Equally exciting is coming home. I always book a window seat on the starboard side of the plane for aerial views of the island.

This time I was rewarded with a beautiful clear day for these fine resolution photos made with my iPhone6s.

Puffy white clouds

The Moku Lua off Lanikai Beach; Mokapu peninsula in the distance

Maunawili

Beautiful Koʻolau Range

HONOLULU!

 





On being Hawaiian

9 01 2018

Hawaiians are gearing up for a ceremonial observance on January 17 of the overthrow of Queen Liliʻuokalani 125 year’s ago. I am Hawaiian.

I won’t be marching from Mauna Ala down Nuuanu Avenue and King street to Iolani Palace as I did in 1993 for the 100th observance, but I will be near the Iolani Palace bandstand in an information booth set up by the Ka Lāhui Hawaiʻi Political Action Committee. I am a citizen of Ka Lāhui Hawaiʻi.

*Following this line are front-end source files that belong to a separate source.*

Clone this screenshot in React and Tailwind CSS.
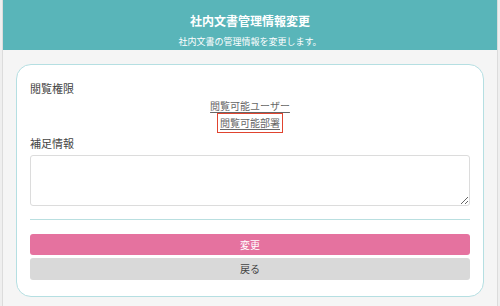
import React from "react";

// Edit form for internal document management info
function App() {
  return (
    <div
      className="w-[500px] h-[306px] bg-[#efefef] px-[2px] overflow-hidden"
      style={{ fontFamily: '"Noto Sans CJK JP", "Noto Sans", sans-serif' }}
    >
      <div className="h-full bg-[#f5f5f5] border-x border-[#dcdcdc]">
        {/* Header */}
        <div className="h-[50px] bg-[#59b5b9] text-white flex flex-col items-center">
          <div className="mt-[13px] h-[16px] leading-[16px] text-[12px] font-bold">
            社内文書管理情報変更
          </div>
          <div className="mt-[7px] h-[12px] leading-[12px] text-[9px]">
            社内文書の管理情報を変更します。
          </div>
        </div>

        {/* Card */}
        <div className="mx-[13px] mt-[14px] bg-white border border-[#b5dfe2] rounded-[15px] px-[13px] pt-[15px] pb-[16px]">
          <div className="h-[16px] leading-[16px] text-[11px] text-[#444]">閲覧権限</div>

          <div className="flex flex-col items-center text-[10px] text-[#666]">
            <div className="mt-[2px] h-[15px] leading-[15px] underline underline-offset-2">
              閲覧可能ユーザー
            </div>
            <div className="h-[20px] leading-[18px] border border-[#e0442f] px-[2px] underline underline-offset-2">
              閲覧可能部署
            </div>
          </div>

          <div className="mt-[2px] h-[16px] leading-[16px] text-[11px] text-[#444]">補足情報</div>

          <textarea className="mt-[4px] block w-full h-[51px] border border-[#dcdcdc] rounded-[3px] bg-white resize-y" />

          <div className="mt-[13px] border-t border-[#b9dfe0]" />

          <button className="mt-[14px] block w-full h-[21px] rounded-[3px] bg-[#e5729f] text-white text-[10px] leading-[21px]">
            変更
          </button>
          <button className="mt-[3px] block w-full h-[22px] rounded-[3px] bg-[#d9d9d9] text-[#444] text-[10px] leading-[22px]">
            戻る
          </button>
        </div>
      </div>
    </div>
  );
}

export default App;
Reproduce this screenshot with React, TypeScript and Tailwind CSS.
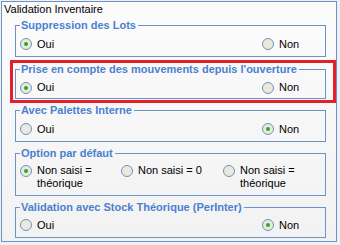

Last night I attended the first of several Mele Workshops taught by Kumu Hinaleimoana Wong to learn more about the songs of our nation. She entitled it “I Welo Mau Loa Kuʻu Hae Hawaiʻi / May my Hawaiian flag fly evermore…”

Kumu Hina

Kumu Hina wrote, “No matter the politics that divide us, let us unite through the bonds of our language, culture and our history.”

Mahalo e Kumu Hina.

I am compelled to encourage citizens to attend one of the remaining free workshops scheduled on Oahu. They are open to all. You will learn the songs, what the Hawaiian lyrics mean, and the tertiary kaona of the words. Kumu Hina’s manaʻo is inspiring and uplifting.

Schedule of Mele Workshops. Go!

125 years ago was not that long ago, Kumu Hina pointed out. When it was revealed at the workshop that I was the eldest person in the room, she said, “your grandparents’ generation.”

Yes, my maternal Chinese grandfather spoke Hawaiian, but his 15 children were forbidden to speak it in school. Unfortunately, I do not ʻōlelo either, but I love to sing Hawaiian songs.

ʻOnipaʻa kākou.

If you go ~ As I write this, the schedule of events for January 17, 2018, is flexible, except for the 10:45 a.m. raising of Hae Hawaiʻi at ʻIolani Palace, the exact time it was lowered and replaced by the American flag in 1893.